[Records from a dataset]
::::

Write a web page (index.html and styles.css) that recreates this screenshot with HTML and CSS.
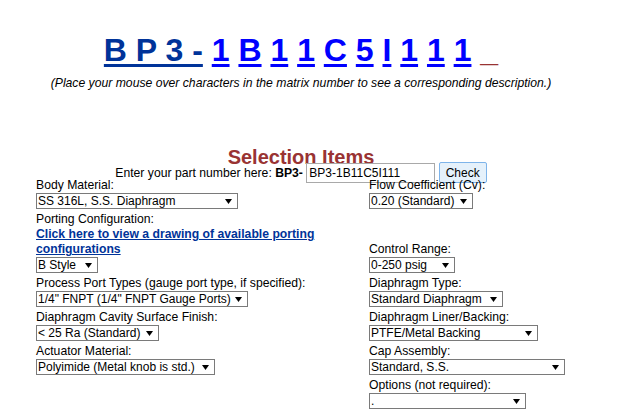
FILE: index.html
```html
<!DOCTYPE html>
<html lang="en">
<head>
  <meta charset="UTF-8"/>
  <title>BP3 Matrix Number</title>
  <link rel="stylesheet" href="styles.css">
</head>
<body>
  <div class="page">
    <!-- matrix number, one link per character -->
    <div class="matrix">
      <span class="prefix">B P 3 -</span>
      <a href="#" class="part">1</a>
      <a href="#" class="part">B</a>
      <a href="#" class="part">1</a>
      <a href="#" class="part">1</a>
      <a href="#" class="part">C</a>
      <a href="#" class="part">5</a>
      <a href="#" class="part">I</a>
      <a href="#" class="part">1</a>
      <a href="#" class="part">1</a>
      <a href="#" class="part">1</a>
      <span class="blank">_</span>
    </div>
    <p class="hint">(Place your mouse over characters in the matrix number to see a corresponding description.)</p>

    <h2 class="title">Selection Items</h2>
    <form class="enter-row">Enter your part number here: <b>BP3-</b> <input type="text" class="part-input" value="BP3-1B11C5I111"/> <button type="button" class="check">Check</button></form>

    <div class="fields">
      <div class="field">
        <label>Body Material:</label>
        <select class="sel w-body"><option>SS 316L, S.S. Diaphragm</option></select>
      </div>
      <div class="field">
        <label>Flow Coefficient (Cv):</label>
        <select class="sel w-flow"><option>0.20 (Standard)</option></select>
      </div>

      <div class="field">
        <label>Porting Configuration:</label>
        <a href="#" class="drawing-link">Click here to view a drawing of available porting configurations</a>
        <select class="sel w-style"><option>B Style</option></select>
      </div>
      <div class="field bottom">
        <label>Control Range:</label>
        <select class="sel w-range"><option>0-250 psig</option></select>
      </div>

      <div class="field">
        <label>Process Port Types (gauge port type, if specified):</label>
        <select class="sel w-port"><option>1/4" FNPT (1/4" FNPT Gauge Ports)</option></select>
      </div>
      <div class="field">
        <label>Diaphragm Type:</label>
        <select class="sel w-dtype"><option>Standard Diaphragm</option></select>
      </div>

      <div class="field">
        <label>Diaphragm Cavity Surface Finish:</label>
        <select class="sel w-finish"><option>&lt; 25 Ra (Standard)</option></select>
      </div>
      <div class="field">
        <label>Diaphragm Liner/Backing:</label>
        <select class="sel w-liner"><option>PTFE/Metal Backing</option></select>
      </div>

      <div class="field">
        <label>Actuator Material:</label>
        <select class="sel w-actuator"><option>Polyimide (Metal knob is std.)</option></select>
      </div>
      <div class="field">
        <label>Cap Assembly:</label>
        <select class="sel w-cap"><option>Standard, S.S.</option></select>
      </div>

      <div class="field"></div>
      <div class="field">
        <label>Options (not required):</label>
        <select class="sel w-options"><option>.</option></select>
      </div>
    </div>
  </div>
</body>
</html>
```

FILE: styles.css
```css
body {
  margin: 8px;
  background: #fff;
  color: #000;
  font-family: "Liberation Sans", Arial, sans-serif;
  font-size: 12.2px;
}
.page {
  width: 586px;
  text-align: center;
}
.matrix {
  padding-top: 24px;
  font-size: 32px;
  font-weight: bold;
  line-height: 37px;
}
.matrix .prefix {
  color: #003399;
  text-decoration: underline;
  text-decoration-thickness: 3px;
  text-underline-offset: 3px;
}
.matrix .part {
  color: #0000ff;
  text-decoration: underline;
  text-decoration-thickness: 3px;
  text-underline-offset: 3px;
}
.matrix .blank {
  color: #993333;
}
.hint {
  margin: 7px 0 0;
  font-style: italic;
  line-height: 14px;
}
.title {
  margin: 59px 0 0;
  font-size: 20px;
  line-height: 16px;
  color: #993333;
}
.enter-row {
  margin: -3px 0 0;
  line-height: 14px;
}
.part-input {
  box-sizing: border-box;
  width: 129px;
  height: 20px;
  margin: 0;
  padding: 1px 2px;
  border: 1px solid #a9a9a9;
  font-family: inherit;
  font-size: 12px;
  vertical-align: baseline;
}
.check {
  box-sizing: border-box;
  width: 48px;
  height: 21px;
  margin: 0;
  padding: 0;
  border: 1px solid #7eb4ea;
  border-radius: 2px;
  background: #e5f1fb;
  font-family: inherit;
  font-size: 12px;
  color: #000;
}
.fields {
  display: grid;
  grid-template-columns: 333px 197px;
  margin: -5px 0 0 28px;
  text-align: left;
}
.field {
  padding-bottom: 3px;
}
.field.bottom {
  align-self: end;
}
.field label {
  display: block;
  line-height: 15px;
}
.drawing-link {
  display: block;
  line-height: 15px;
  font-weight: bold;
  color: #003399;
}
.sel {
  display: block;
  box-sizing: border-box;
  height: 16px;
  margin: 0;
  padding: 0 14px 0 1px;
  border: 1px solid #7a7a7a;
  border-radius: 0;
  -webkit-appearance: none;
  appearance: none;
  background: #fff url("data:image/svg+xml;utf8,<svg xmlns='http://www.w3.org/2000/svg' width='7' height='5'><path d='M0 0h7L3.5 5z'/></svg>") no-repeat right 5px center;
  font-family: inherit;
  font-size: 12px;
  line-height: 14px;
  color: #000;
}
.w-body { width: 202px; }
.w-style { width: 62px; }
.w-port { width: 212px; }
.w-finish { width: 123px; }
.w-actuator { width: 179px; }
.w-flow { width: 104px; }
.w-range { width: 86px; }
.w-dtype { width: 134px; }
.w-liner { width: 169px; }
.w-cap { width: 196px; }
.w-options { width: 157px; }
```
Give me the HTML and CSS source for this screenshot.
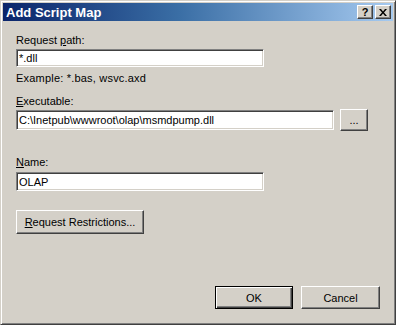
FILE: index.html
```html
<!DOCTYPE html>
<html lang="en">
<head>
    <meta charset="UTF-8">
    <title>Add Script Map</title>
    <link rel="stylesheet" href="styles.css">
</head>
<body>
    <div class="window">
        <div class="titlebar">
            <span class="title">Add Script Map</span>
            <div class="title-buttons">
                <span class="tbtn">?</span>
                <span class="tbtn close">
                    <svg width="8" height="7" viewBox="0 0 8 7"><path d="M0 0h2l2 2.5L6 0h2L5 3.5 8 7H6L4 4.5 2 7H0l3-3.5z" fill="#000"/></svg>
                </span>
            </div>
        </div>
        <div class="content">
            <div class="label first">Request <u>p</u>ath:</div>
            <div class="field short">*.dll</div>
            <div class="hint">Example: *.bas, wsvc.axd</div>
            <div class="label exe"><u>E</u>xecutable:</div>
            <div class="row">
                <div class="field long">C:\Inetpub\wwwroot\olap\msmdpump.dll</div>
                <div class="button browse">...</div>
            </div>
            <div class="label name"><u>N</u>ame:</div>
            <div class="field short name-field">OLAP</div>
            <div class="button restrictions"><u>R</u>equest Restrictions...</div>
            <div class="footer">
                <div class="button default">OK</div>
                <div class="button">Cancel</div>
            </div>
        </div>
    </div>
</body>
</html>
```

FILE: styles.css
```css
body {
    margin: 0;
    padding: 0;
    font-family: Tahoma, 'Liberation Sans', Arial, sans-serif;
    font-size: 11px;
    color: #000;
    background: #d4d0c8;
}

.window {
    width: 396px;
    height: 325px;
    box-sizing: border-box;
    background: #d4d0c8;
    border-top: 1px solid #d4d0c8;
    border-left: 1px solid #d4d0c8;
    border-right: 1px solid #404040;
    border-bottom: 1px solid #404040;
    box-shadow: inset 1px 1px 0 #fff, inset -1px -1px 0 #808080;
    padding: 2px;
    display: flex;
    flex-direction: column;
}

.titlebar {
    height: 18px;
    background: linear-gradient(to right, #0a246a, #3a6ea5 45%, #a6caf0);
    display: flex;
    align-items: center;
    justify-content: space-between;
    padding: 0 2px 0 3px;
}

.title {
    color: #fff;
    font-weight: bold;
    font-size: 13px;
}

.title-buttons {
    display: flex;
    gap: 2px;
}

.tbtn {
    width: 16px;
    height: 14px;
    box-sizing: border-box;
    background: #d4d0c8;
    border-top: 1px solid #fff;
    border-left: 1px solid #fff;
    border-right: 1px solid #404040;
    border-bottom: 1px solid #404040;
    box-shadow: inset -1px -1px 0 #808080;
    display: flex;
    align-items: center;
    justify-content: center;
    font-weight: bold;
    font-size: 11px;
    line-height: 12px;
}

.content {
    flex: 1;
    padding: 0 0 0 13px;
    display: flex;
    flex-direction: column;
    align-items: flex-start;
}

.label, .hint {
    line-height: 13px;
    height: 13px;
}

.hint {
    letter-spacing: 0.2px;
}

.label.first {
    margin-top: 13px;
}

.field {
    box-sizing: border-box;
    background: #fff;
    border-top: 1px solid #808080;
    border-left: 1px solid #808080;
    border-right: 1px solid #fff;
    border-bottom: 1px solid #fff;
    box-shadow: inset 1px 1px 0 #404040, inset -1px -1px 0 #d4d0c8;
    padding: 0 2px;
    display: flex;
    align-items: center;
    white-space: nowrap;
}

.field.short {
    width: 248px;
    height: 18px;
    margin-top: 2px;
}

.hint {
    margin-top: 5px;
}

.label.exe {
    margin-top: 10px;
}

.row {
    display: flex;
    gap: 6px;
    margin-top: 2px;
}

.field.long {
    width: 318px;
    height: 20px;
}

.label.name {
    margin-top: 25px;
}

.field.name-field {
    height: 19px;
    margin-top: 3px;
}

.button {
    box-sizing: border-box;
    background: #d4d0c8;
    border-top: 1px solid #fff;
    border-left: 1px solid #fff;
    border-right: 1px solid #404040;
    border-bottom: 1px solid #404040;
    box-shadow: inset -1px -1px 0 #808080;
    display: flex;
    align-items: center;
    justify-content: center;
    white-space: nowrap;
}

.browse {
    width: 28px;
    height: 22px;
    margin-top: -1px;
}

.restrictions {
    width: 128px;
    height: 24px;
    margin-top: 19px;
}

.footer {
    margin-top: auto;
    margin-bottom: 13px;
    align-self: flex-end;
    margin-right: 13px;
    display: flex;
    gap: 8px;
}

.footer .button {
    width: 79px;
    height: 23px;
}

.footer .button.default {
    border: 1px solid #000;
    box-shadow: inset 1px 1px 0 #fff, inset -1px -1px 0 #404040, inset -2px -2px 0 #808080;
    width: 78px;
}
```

::::

→ REQUIRED WORK: Copy out all lines above that include the string "styles".

→ ANSWER TO THIS PROBLEM:
Write a web page (index.html and styles.css) that recreates this screenshot with HTML and CSS.
  <link rel="stylesheet" href="styles.css">
FILE: styles.css
    <link rel="stylesheet" href="styles.css">
FILE: styles.css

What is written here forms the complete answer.